For the third experiment, subjects rated the arguments and paintings on 10 adjectives, including “beautiful.” Again, results were consistent, and elegance, followed by profundity and clarity, was the biggest factor in judging beauty for both the math and the art. Samuel Johnson, a psychologist at the University of Bath in England, and one of the paper's co-authors, says he was most surprised that those qualities could predict the first group's pairings of ideas and paintings—indicating that the math-art correspondence was based on something deeper than superficial geometric features.

“It's a very clever study,” says Matthew Inglis, a researcher in math education at Loughborough University in England, who was not involved with the work. “I found the results to be quite counterintuitive, albeit very persuasive. Based on my own work”—in which mathematicians disagreed about the quality of proofs—“I would have expected aesthetic judgments in mathematics to be unstable across individuals.”

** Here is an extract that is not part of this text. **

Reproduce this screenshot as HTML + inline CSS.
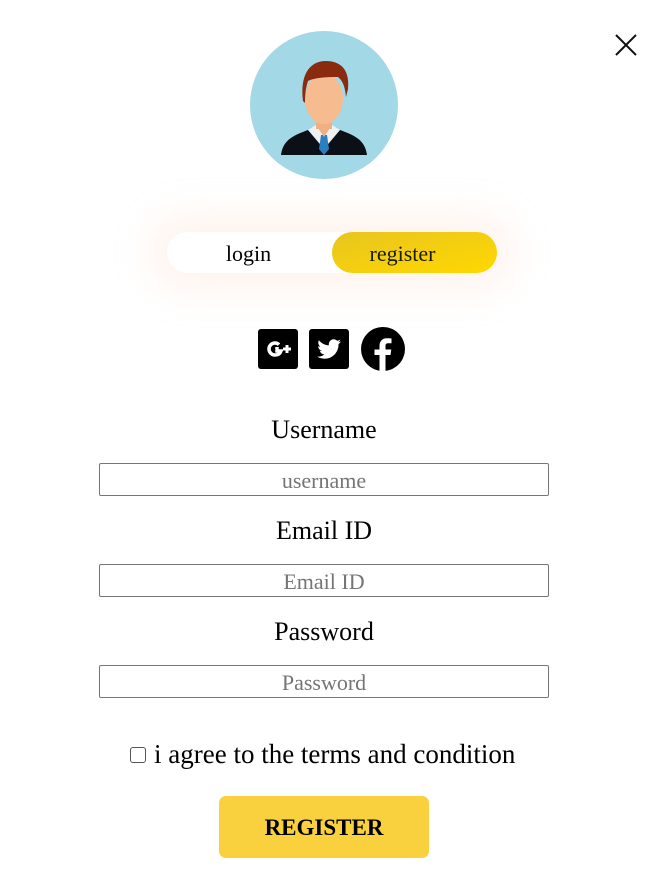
<!DOCTYPE html>
<html><head><meta charset="utf-8"><style>
*{margin:0;padding:0;box-sizing:border-box}
body{width:664px;height:883px;background:#fff;font-family:"Liberation Serif",serif;position:relative;overflow:hidden;color:#000}
.abs{position:absolute}
.lbl{position:absolute;left:0;width:648px;text-align:center;font-size:26px}
.inp{position:absolute;left:99px;width:450px;height:33px;border:1px solid #767676;border-radius:2px;text-align:center;font-size:22px;color:#757575;line-height:33px}
</style></head><body>
<svg class="abs" style="left:614px;top:33px" width="24" height="24" viewBox="0 0 24 24"><path d="M2 2L22 22M22 2L2 22" stroke="#111" stroke-width="2"/></svg>
<svg class="abs" style="left:250px;top:31px" width="148" height="148" viewBox="0 0 148 148">
<circle cx="74" cy="74" r="74" fill="#a3d8e6"/>
<path d="M31 124 C33 108 45 104 58 99 L90 99 C103 104 115 108 117 124 Z" fill="#0b0f16"/>
<path d="M58 99 L74 118 L90 99 L82 94 L66 94 Z" fill="#eef0f2"/>
<path d="M71 104 L77 104 L79 118 L74 124 L69 118 Z" fill="#2b7fc0"/>
<rect x="66" y="82" width="16" height="16" fill="#f1b084"/>
<path d="M66 94 L74 106 L82 94 Z" fill="#f1b084"/>
<ellipse cx="74" cy="68" rx="19" ry="25" fill="#f6bc8f"/>
<path d="M53 70 C50 46 58 30 76 30 C90 30 100 38 98 58 L96 66 C95 56 93 50 88 46 C80 46 66 46 58 50 C56 56 55 62 55 72 Z" fill="#8a2a0e"/>
</svg>
<div class="abs" style="left:167px;top:232px;width:330px;height:41px;border-radius:21px;background:#fff;box-shadow:0 0 35px 18px rgba(255,215,195,0.28)"></div>
<div class="abs" style="left:332px;top:232px;width:165px;height:41px;border-radius:21px;background:linear-gradient(to bottom right,#e8c520,#ffd800)"></div>
<div class="abs" style="left:167px;top:241px;width:163px;text-align:center;font-size:22px">login</div>
<div class="abs" style="left:320px;top:241px;width:165px;text-align:center;font-size:22px;color:#1a1a00">register</div>
<svg class="abs" style="left:258px;top:329px" width="40" height="40" viewBox="0 0 40 40"><rect width="40" height="40" rx="3"/><path d="M19 18 L19 22 L23 22 C22 25 20 26 17 26 C13.7 26 11 23.3 11 20 C11 16.7 13.7 14 17 14 C18.6 14 20 14.6 21 15.6" stroke="#fff" stroke-width="3.5" fill="none"/><path d="M29 16V24M25 20H33" stroke="#fff" stroke-width="3"/></svg>
<svg class="abs" style="left:309px;top:329px" width="40" height="40" viewBox="0 0 40 40"><rect width="40" height="40" rx="3"/><path d="M32 12.5c-.9.4-1.8.6-2.8.8 1-.6 1.8-1.6 2.1-2.7-1 .6-2 1-3.1 1.2a4.9 4.9 0 0 0-8.3 4.5c-4-.2-7.6-2.1-10-5.1a4.9 4.9 0 0 0 1.5 6.5c-.8 0-1.6-.2-2.2-.6 0 2.4 1.7 4.4 3.9 4.8-.7.2-1.5.2-2.2.1.6 2 2.4 3.4 4.6 3.4A9.8 9.8 0 0 1 8 27.5 13.9 13.9 0 0 0 15.5 29.7c9 0 14-7.5 14-14v-.6c1-.7 1.8-1.6 2.5-2.6z" fill="#fff"/></svg>
<svg class="abs" style="left:361px;top:327px" width="44" height="44" viewBox="0 0 44 44"><circle cx="22" cy="22" r="22"/><path d="M24.5 44V28H29.5L30.3 22.5H24.5V19C24.5 17.4 25 16.3 27.3 16.3H30.5V11.5C29.9 11.4 28 11.3 25.9 11.3 21.4 11.3 18.5 14 18.5 18.9V22.5H13.5V28H18.5V44Z" fill="#fff"/></svg>
<div class="lbl" style="top:415px">Username</div>
<div class="inp" style="top:463px">username</div>
<div class="lbl" style="top:516px">Email ID</div>
<div class="inp" style="top:564px">Email ID</div>
<div class="lbl" style="top:617px">Password</div>
<div class="inp" style="top:665px">Password</div>
<div class="abs" style="left:130px;top:747px;width:16px;height:16px;border:1px solid #555;border-radius:3px"></div>
<div class="abs" style="left:154px;top:739px;font-size:27px">i agree to the terms and condition</div>
<div class="abs" style="left:219px;top:796px;width:210px;height:62px;border-radius:7px;background:#f9d13f;text-align:center;line-height:64px;font-size:23px;font-weight:bold">REGISTER</div>
</body></html>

Nathalie Sinclair, a math education researcher at Simon Fraser University in British Columbia, who was also not involved in the study, was surprised as well. “One might have thought that because there is so much fear of mathematics in our culture, people would have thought the questions were absurd,” she says.

Stefan Steinerberger, a mathematician at Yale University and a paper co-author, believes educators should highlight the beauty in math. “People have this weird notion of thinking of themselves as incorporeal computing machines,” he says. “It's not true.”